SUPPLIED DATA —
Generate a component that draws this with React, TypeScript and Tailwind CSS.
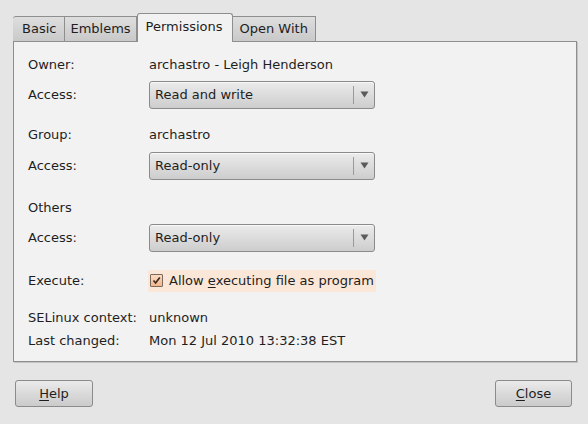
import React from "react";

const font = { fontFamily: '"DejaVu Sans", "Liberation Sans", sans-serif' };

function Combo({ value }: { value: string }) {
  return (
    <div className="flex h-[28px] w-[226px] items-center rounded-[3px] border border-[#8b8b8b] bg-[linear-gradient(180deg,#ebebeb_0%,#dcdcdc_50%,#cdcdcd_100%)] shadow-[inset_0_1px_0_rgba(255,255,255,0.7)]">
      <span className="flex-1 pl-[5px] text-[13px] text-[#1e1e1e]">{value}</span>
      <span className="h-[18px] w-px bg-[#9a9a9a]" />
      <span className="flex w-[20px] justify-center">
        <svg width="9" height="7" viewBox="0 0 9 7">
          <path d="M0.5 0.5 H8.5 L4.5 6.5 Z" fill="#5a5a5a" />
        </svg>
      </span>
    </div>
  );
}

function Row({ label, children, className = "" }: { label: string; children?: React.ReactNode; className?: string }) {
  return (
    <div className={`flex items-center ${className}`}>
      <span className="w-[121px] shrink-0">{label}</span>
      {children}
    </div>
  );
}

const inactiveTab =
  "flex h-[25px] items-center border border-b-0 border-l-0 border-[#8e8e8e] bg-[linear-gradient(180deg,#dedede_0%,#c9c9c9_100%)]";

export default function App() {
  return (
    <div
      style={font}
      className="flex h-[424px] w-[588px] flex-col bg-[#e5e5e5] pl-[13px] pr-[11px] pt-[13px] text-[13px] text-[#1e1e1e]"
    >
      <div className="flex items-end">
        <div className={`${inactiveTab} rounded-tl-[3px] border-l pl-[9px] pr-[8px]`}>Basic</div>
        <div className={`${inactiveTab} px-[5px]`}>Emblems</div>
        <div className="relative z-10 -mb-px flex h-[29px] items-center rounded-t-[3px] border border-b-0 border-[#8e8e8e] bg-[#f2f2f2] pb-[3px] pl-[8px] pr-[9px]">
          Permissions
        </div>
        <div className={`${inactiveTab} px-[7px]`}>Open With</div>
      </div>

      <div className="h-[321px] w-[564px] border border-[#8e8e8e] bg-[#f2f2f2] pl-[14px] pt-[9px] shadow-[1px_1px_0_#c4c4c4]">
        <Row label="Owner:" className="h-[27px]">
          <span>archastro - Leigh Henderson</span>
        </Row>
        <Row label="Access:" className="mt-[3px] h-[27px]">
          <Combo value="Read and write" />
        </Row>
        <Row label="Group:" className="mt-[13px] h-[27px]">
          <span>archastro</span>
        </Row>
        <Row label="Access:" className="mt-[4px] h-[27px]">
          <Combo value="Read-only" />
        </Row>
        <Row label="Others" className="mt-[15px] h-[27px]" />
        <Row label="Access:" className="mt-[3px] h-[27px]">
          <Combo value="Read-only" />
        </Row>
        <Row label="Execute:" className="mt-[16px] h-[27px]">
          <div className="-ml-[1px] flex h-[22px] items-center rounded-[2px] bg-[#fbe7d7] pl-[2px] pr-[2px]">
            <span className="flex h-[13px] w-[13px] items-center justify-center rounded-[1px] border border-[#7a6a5e] bg-[linear-gradient(180deg,#fcdcc4_0%,#f3b58c_100%)]">
              <svg width="9" height="9" viewBox="0 0 9 9">
                <path d="M1.5 4.5 L3.6 7 L7.8 1.5" stroke="#3a2a20" strokeWidth="1.7" fill="none" />
              </svg>
            </span>
            <span className="ml-[6px]">
              Allow <span className="underline underline-offset-2">e</span>xecuting file as program
            </span>
          </div>
        </Row>
        <Row label="SELinux context:" className="mt-[12px] h-[23px]">
          <span>unknown</span>
        </Row>
        <Row label="Last changed:" className="h-[23px]">
          <span>Mon 12 Jul 2010 13:32:38 EST</span>
        </Row>
      </div>

      <div className="mt-[18px] flex justify-between pl-[2px] pr-[5px]">
        <button className="h-[27px] w-[78px] rounded-[3px] border border-[#8b8b8b] bg-[linear-gradient(180deg,#ebebeb_0%,#dadada_50%,#cbcbcb_100%)]">
          <span className="underline underline-offset-2">H</span>elp
        </button>
        <button className="h-[27px] w-[77px] rounded-[3px] border border-[#8b8b8b] bg-[linear-gradient(180deg,#ebebeb_0%,#dadada_50%,#cbcbcb_100%)]">
          <span className="underline underline-offset-2">C</span>lose
        </button>
      </div>
    </div>
  );
}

WHAT NEEDS TO BE DONE — Transcribe the material exactly, leaving every picture out.

TASK SOLUTION —
Generate a component that draws this with React, TypeScript and Tailwind CSS.
import React from "react";

const font = { fontFamily: '"DejaVu Sans", "Liberation Sans", sans-serif' };

function Combo({ value }: { value: string }) {
  return (
    <div className="flex h-[28px] w-[226px] items-center rounded-[3px] border border-[#8b8b8b] bg-[linear-gradient(180deg,#ebebeb_0%,#dcdcdc_50%,#cdcdcd_100%)] shadow-[inset_0_1px_0_rgba(255,255,255,0.7)]">
      <span className="flex-1 pl-[5px] text-[13px] text-[#1e1e1e]">{value}</span>
      <span className="h-[18px] w-px bg-[#9a9a9a]" />
      <span className="flex w-[20px] justify-center">
        <svg width="9" height="7" viewBox="0 0 9 7">
          <path d="M0.5 0.5 H8.5 L4.5 6.5 Z" fill="#5a5a5a" />
        </svg>
      </span>
    </div>
  );
}

function Row({ label, children, className = "" }: { label: string; children?: React.ReactNode; className?: string }) {
  return (
    <div className={`flex items-center ${className}`}>
      <span className="w-[121px] shrink-0">{label}</span>
      {children}
    </div>
  );
}

const inactiveTab =
  "flex h-[25px] items-center border border-b-0 border-l-0 border-[#8e8e8e] bg-[linear-gradient(180deg,#dedede_0%,#c9c9c9_100%)]";

export default function App() {
  return (
    <div
      style={font}
      className="flex h-[424px] w-[588px] flex-col bg-[#e5e5e5] pl-[13px] pr-[11px] pt-[13px] text-[13px] text-[#1e1e1e]"
    >
      <div className="flex items-end">
        <div className={`${inactiveTab} rounded-tl-[3px] border-l pl-[9px] pr-[8px]`}>Basic</div>
        <div className={`${inactiveTab} px-[5px]`}>Emblems</div>
        <div className="relative z-10 -mb-px flex h-[29px] items-center rounded-t-[3px] border border-b-0 border-[#8e8e8e] bg-[#f2f2f2] pb-[3px] pl-[8px] pr-[9px]">
          Permissions
        </div>
        <div className={`${inactiveTab} px-[7px]`}>Open With</div>
      </div>

      <div className="h-[321px] w-[564px] border border-[#8e8e8e] bg-[#f2f2f2] pl-[14px] pt-[9px] shadow-[1px_1px_0_#c4c4c4]">
        <Row label="Owner:" className="h-[27px]">
          <span>archastro - Leigh Henderson</span>
        </Row>
        <Row label="Access:" className="mt-[3px] h-[27px]">
          <Combo value="Read and write" />
        </Row>
        <Row label="Group:" className="mt-[13px] h-[27px]">
          <span>archastro</span>
        </Row>
        <Row label="Access:" className="mt-[4px] h-[27px]">
          <Combo value="Read-only" />
        </Row>
        <Row label="Others" className="mt-[15px] h-[27px]" />
        <Row label="Access:" className="mt-[3px] h-[27px]">
          <Combo value="Read-only" />
        </Row>
        <Row label="Execute:" className="mt-[16px] h-[27px]">
          <div className="-ml-[1px] flex h-[22px] items-center rounded-[2px] bg-[#fbe7d7] pl-[2px] pr-[2px]">
            <span className="flex h-[13px] w-[13px] items-center justify-center rounded-[1px] border border-[#7a6a5e] bg-[linear-gradient(180deg,#fcdcc4_0%,#f3b58c_100%)]">
              <svg width="9" height="9" viewBox="0 0 9 9">
                <path d="M1.5 4.5 L3.6 7 L7.8 1.5" stroke="#3a2a20" strokeWidth="1.7" fill="none" />
              </svg>
            </span>
            <span className="ml-[6px]">
              Allow <span className="underline underline-offset-2">e</span>xecuting file as program
            </span>
          </div>
        </Row>
        <Row label="SELinux context:" className="mt-[12px] h-[23px]">
          <span>unknown</span>
        </Row>
        <Row label="Last changed:" className="h-[23px]">
          <span>Mon 12 Jul 2010 13:32:38 EST</span>
        </Row>
      </div>

      <div className="mt-[18px] flex justify-between pl-[2px] pr-[5px]">
        <button className="h-[27px] w-[78px] rounded-[3px] border border-[#8b8b8b] bg-[linear-gradient(180deg,#ebebeb_0%,#dadada_50%,#cbcbcb_100%)]">
          <span className="underline underline-offset-2">H</span>elp
        </button>
        <button className="h-[27px] w-[77px] rounded-[3px] border border-[#8b8b8b] bg-[linear-gradient(180deg,#ebebeb_0%,#dadada_50%,#cbcbcb_100%)]">
          <span className="underline underline-offset-2">C</span>lose
        </button>
      </div>
    </div>
  );
}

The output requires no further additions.